Jean Charlot and Mexican Archaeology samples

April 1, 2006-June 30, 2006
Location: Bridge Gallery

This exhibition features a less well known but very significant part of artist Jean Charlot's life-his close involvement with major archaeological work at ancient Mayan sites in the Yucatán Peninsula in Mexico. As a staff artist at Chichen Itzá for the 1926-1928 seasons, he faithfully recorded the forms and brilliant but fugitive colors of the painted walls and bas-reliefs as they were revealed and reconstructed by a team of archaeologists. At Cobá the analyzed giant carved stelae. The exhibition shows this official work, as recorded in the reports, and also informal sketches and prints he made on his own time, as well as the art work and illustrations he provided for some of the numerous books by his colleagues. Additional commentary describes life on the dig, accounts of Mayan art, and Charlot's remarkably diverse contributions to the research.

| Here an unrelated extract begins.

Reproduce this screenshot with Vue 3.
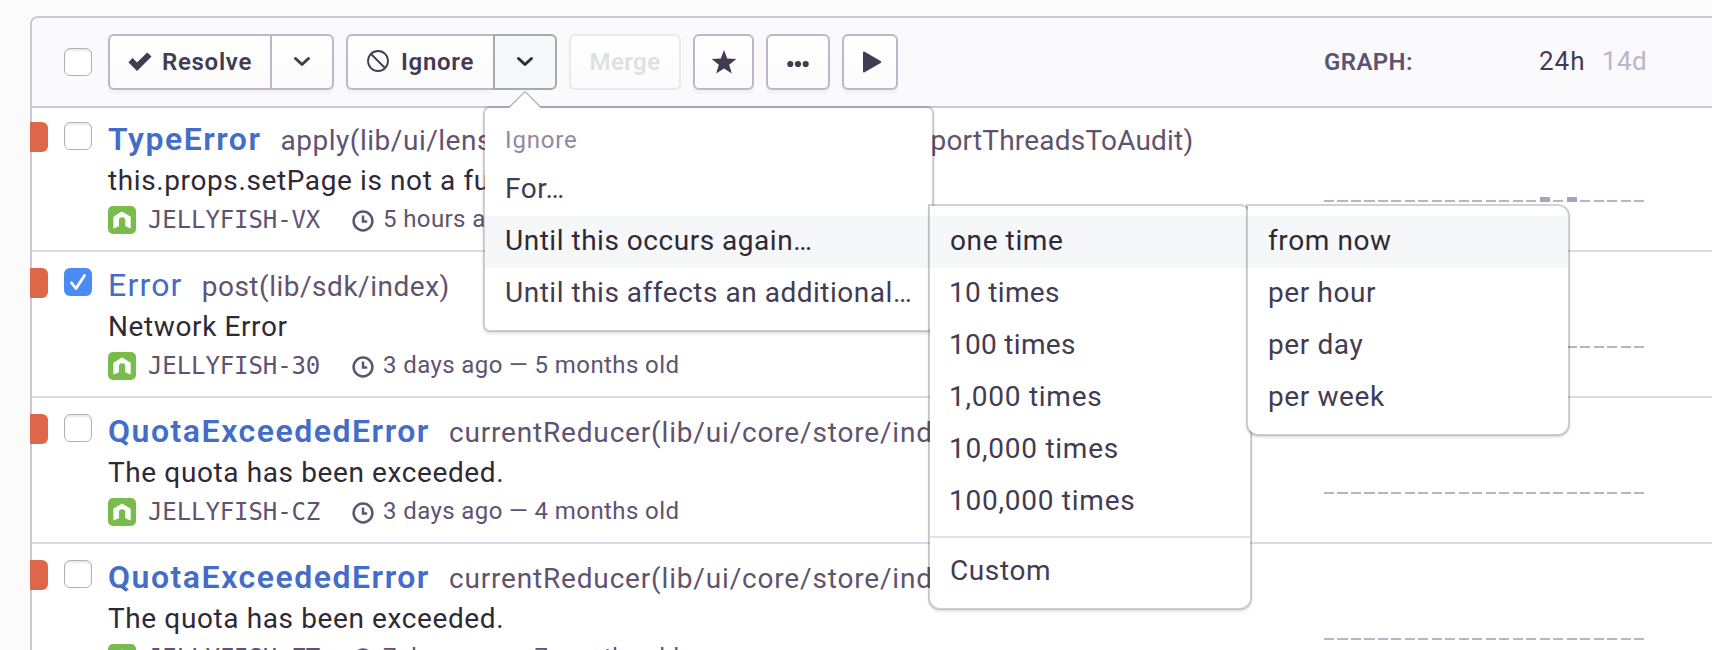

The experience of tracing, copying and analyzing gave Charlot a deep appreciation of the Mayan artist and the design principles he followed, an understanding that Charlot absorbed and re-visited in his own art for years after. This is shown in examples of his later drawings, prints and book illustrations. It is most strongly exemplified in the powerful forms and colors of the elaborately clad figures in the three large panels exhibited from "Mayan Warriors," a 36-foot mural rarely seen since he painted it for the 1970 ethnobotanical exposition, "Flora Pacifica," held at the Blaisdell Center.

Thanks to the stories told and collections made by his Mexican grandfather, his grandfather's friend the French photographer Desirè Charnay, and his great uncle, Eugène Goupil, Charlot was deeply immersed in the study of Mexican art and life from his Parisian childhood. The exhibition includes images and objects from this influential period, including the illustrated notes he made as a teenager from his study of his great uncle's pre-Hispanic codices by then given to the Bibliothèque nationale de France.